Task prompt
Count how many lines of the material below have the word "page" and give only the number.

Material
+---+
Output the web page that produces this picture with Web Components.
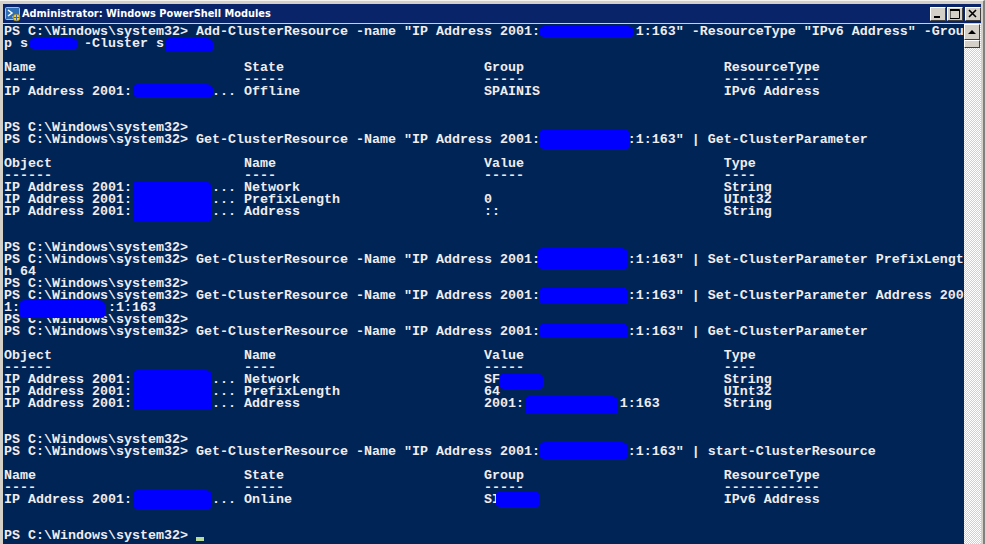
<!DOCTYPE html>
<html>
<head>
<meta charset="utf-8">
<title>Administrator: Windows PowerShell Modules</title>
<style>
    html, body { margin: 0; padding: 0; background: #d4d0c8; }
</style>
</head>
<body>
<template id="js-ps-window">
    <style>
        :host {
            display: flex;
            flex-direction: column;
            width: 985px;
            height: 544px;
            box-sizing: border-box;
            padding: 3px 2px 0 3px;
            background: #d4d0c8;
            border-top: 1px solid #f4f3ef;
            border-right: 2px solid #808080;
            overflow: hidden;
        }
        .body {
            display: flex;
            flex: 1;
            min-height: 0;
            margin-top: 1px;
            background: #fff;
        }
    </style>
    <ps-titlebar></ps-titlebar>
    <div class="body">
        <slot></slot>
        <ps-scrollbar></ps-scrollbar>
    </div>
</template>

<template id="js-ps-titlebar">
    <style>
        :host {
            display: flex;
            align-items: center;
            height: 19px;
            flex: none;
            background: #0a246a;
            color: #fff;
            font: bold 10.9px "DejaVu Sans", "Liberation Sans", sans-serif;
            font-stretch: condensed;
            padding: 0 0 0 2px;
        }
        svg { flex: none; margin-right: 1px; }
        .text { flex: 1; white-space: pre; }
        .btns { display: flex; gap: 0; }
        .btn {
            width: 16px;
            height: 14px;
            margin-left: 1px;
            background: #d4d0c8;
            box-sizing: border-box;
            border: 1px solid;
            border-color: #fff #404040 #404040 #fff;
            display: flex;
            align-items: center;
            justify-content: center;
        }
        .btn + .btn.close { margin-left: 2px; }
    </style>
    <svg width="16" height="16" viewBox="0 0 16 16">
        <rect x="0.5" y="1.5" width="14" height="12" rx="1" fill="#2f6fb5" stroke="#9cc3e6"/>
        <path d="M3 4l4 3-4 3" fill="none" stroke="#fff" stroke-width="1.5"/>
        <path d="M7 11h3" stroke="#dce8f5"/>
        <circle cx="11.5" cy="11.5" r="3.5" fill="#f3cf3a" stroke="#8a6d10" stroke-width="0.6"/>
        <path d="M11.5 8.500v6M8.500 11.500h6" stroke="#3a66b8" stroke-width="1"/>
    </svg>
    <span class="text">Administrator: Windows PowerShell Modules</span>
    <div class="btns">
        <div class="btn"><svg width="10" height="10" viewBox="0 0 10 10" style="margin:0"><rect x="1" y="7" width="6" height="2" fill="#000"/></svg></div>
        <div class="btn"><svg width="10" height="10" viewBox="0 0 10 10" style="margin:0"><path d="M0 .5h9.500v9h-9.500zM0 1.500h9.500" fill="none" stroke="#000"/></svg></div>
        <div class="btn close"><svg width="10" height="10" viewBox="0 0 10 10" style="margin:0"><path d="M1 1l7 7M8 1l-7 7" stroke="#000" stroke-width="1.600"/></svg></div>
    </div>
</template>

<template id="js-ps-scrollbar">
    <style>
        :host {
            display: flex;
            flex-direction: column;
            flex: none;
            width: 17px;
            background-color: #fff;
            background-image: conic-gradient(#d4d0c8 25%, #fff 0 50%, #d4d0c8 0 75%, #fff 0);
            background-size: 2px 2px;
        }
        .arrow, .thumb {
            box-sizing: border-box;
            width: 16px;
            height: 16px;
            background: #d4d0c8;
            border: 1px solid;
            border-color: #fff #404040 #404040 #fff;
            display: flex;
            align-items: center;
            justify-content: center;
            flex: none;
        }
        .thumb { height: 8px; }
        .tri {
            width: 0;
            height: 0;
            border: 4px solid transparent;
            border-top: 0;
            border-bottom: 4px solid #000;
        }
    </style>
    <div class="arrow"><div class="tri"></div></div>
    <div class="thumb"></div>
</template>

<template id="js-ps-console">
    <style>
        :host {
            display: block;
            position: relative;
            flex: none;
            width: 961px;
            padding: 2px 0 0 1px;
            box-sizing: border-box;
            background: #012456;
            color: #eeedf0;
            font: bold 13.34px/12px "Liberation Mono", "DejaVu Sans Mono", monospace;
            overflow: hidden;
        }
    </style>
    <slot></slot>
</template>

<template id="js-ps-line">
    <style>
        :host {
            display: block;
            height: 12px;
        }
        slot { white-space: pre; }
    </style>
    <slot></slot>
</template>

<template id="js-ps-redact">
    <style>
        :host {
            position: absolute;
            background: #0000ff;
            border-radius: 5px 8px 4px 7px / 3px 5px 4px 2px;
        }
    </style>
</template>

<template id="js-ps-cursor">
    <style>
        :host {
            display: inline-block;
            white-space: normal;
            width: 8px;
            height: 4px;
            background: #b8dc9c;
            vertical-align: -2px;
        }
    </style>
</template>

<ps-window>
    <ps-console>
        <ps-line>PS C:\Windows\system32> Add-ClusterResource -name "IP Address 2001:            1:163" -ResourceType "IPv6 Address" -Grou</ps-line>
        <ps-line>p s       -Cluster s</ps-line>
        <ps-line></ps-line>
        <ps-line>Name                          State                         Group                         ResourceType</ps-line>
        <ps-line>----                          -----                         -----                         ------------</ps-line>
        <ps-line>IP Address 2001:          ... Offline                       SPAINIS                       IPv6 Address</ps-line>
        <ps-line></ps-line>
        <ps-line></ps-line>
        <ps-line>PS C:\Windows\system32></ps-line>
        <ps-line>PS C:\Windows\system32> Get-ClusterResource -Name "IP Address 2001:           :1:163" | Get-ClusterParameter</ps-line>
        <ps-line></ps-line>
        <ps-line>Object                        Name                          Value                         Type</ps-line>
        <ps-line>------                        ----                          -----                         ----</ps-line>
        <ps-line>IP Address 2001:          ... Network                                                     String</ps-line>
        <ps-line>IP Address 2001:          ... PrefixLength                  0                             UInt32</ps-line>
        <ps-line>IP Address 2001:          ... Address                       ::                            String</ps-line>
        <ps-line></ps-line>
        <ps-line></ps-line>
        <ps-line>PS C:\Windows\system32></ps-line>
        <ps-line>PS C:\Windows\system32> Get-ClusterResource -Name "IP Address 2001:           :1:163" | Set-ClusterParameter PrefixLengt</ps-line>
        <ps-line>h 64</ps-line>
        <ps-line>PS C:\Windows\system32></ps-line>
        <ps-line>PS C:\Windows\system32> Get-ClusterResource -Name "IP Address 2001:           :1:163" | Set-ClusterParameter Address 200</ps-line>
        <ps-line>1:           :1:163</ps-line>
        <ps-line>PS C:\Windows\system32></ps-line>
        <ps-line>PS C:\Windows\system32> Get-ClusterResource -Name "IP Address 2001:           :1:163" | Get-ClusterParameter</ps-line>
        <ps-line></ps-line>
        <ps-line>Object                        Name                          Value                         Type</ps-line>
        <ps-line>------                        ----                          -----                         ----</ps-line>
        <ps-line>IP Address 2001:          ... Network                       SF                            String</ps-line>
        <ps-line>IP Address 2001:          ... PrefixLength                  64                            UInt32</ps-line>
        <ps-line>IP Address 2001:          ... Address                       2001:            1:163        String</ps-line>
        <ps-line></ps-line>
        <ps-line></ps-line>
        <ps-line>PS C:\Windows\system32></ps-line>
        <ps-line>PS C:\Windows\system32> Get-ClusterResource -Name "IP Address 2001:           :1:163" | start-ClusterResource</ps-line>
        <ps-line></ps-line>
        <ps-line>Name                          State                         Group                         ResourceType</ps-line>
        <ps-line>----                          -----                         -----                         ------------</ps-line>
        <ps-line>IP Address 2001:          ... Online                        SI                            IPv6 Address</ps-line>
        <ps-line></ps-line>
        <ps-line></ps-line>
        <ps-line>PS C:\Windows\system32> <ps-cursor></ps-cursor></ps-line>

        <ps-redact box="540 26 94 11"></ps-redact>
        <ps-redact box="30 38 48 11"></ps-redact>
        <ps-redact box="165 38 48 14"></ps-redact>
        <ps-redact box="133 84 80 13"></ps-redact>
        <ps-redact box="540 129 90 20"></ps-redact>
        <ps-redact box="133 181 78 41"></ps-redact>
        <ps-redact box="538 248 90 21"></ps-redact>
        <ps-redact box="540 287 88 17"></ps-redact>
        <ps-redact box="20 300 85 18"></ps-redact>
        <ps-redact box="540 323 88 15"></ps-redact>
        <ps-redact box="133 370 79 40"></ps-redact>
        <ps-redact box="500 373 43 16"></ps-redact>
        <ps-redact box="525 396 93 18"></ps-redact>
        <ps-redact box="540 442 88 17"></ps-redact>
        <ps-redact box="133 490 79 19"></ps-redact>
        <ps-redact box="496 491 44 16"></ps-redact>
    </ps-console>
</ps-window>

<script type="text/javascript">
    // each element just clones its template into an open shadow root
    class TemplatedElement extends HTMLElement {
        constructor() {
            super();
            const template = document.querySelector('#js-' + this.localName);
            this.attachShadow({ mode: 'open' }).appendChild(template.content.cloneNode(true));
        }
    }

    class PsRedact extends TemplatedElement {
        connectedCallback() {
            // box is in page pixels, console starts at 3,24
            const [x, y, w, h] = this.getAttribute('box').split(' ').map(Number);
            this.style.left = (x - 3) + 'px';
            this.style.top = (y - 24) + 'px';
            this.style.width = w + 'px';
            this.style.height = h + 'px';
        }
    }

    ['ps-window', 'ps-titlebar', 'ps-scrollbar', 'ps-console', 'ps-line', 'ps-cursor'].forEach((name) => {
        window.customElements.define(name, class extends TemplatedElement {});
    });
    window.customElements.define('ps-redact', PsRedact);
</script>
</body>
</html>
+---+
Answer to the problem
2